It's not really amazing. It's the OpenWRT of phone systems. There are lots of
commercial PABX systems out there that are Asterisk with a skin. VOIP
providers often use if for instance.

It's "dial plan", which I guess was originally a list of phone number patterns
mapping to instructions one how to handle them, grew into a fully fledged but
absolutely horrid language, complete with function calls, variables, and
macros and threads of execution. The addition of IAX, which is effectively a
protocol that lets a dial plan running in one copy of Asterisk invoke
functions in another dial plan running in another copy let you build
distributed PABX's.

From a computer science language design perspective the this conglomerate of
organically added features is truly ghastly. But that doesn't matter. What
matters is it does allow you to build amazingly complex that can deliver any
feature you care to name. I've built systems that with over 20 instances of
Asterisk, most with no external SIP lines of their own, that to the users
functions like a single PABX in the cloud. All the calls are logged to a
central place so the organisation can track who is doing what. None of this
requires stepping outside of Asterisk provides in the box.

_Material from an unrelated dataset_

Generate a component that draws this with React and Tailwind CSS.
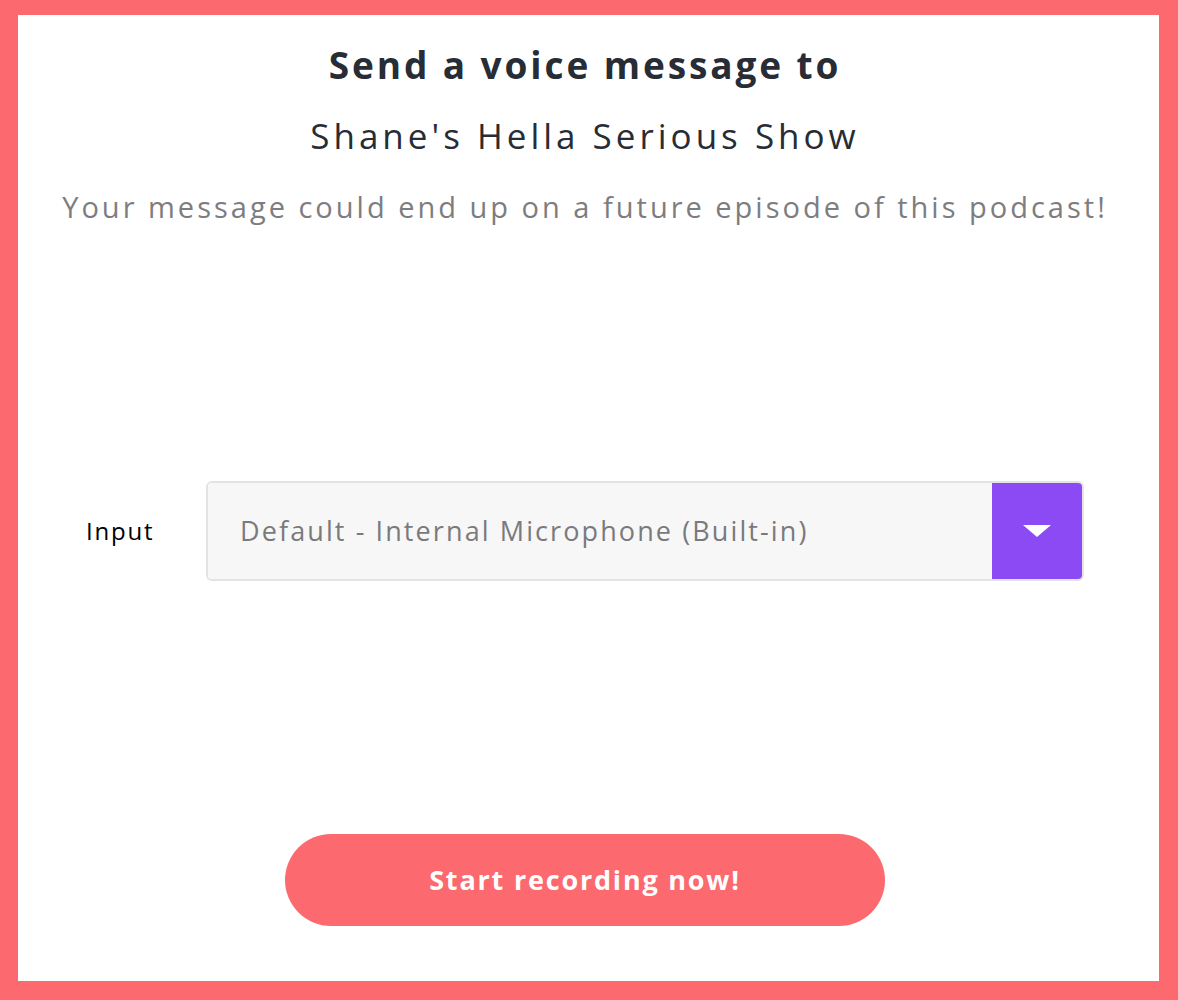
import React from 'react';

const App = () => {
  return (
    <div className="h-[1000px] w-full bg-[#fc696e] pt-[15px] pl-[18px] pr-[19px] pb-[19px] font-['Open_Sans',sans-serif]">
      <div className="h-full bg-white flex flex-col items-center pr-[7px]">
        {/* Header */}
        <h1 className="mt-[27px] text-[37px] leading-[46px] font-bold text-[#272c35] tracking-[2.9px]">
          Send a voice message to
        </h1>
        <h2 className="mt-[26px] text-[35px] leading-[44px] text-[#272c35] tracking-[4px]">
          Shane's Hella Serious Show
        </h2>
        <p className="mt-[31px] text-[29px] leading-[36px] text-[#7d7d80] tracking-[3px]">
          Your message could end up on a future episode of this podcast!
        </p>

        {/* Input selector */}
        <div className="mt-[256px] w-full flex items-center pl-[68px] pr-[68px]">
          <label className="w-[120px] text-[24px] text-black tracking-[1.8px]">Input</label>
          <div className="flex-1 h-[100px] flex rounded-[6px] border-2 border-[#e3e3e3] overflow-hidden">
            <div className="flex-1 bg-[#f7f7f7] flex items-center pl-[32px] text-[27px] text-[#7a7a7d] tracking-[2.1px]">
              Default - Internal Microphone (Built-in)
            </div>
            <div className="w-[90px] bg-[#8b4af4] flex items-center justify-center">
              <svg width="28" height="12" viewBox="0 0 28 12">
                <path d="M0 0h28L14 12z" fill="#fff" />
              </svg>
            </div>
          </div>
        </div>

        {/* Record button */}
        <button className="mt-[253px] w-[600px] h-[92px] rounded-full bg-[#fc696e] text-white text-[27px] font-bold tracking-[1.8px]">
          Start recording now!
        </button>
      </div>
    </div>
  );
};

export default App;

When you have a system that powerful and flexible, and yet bloody horrible to
configure, it's not surprising lots of 3rd parties base their own products on
it. I have absolutely no doubt those 3rd parties would not let Asterisk die.
They must know, understand and appreciate the power of the open source model,
so if the current project died some of them would stand up and fork a
replacement.

------
dstroot
Like many of the commenters I heavily used asterisk 10 years ago. Seeing
comments like “can’t believe it’s still around” leads me to believe something
better came along. Did something better come along? I’d like to play around
with something new. Ps - still running my home PBX on Asterisk/FreePBX.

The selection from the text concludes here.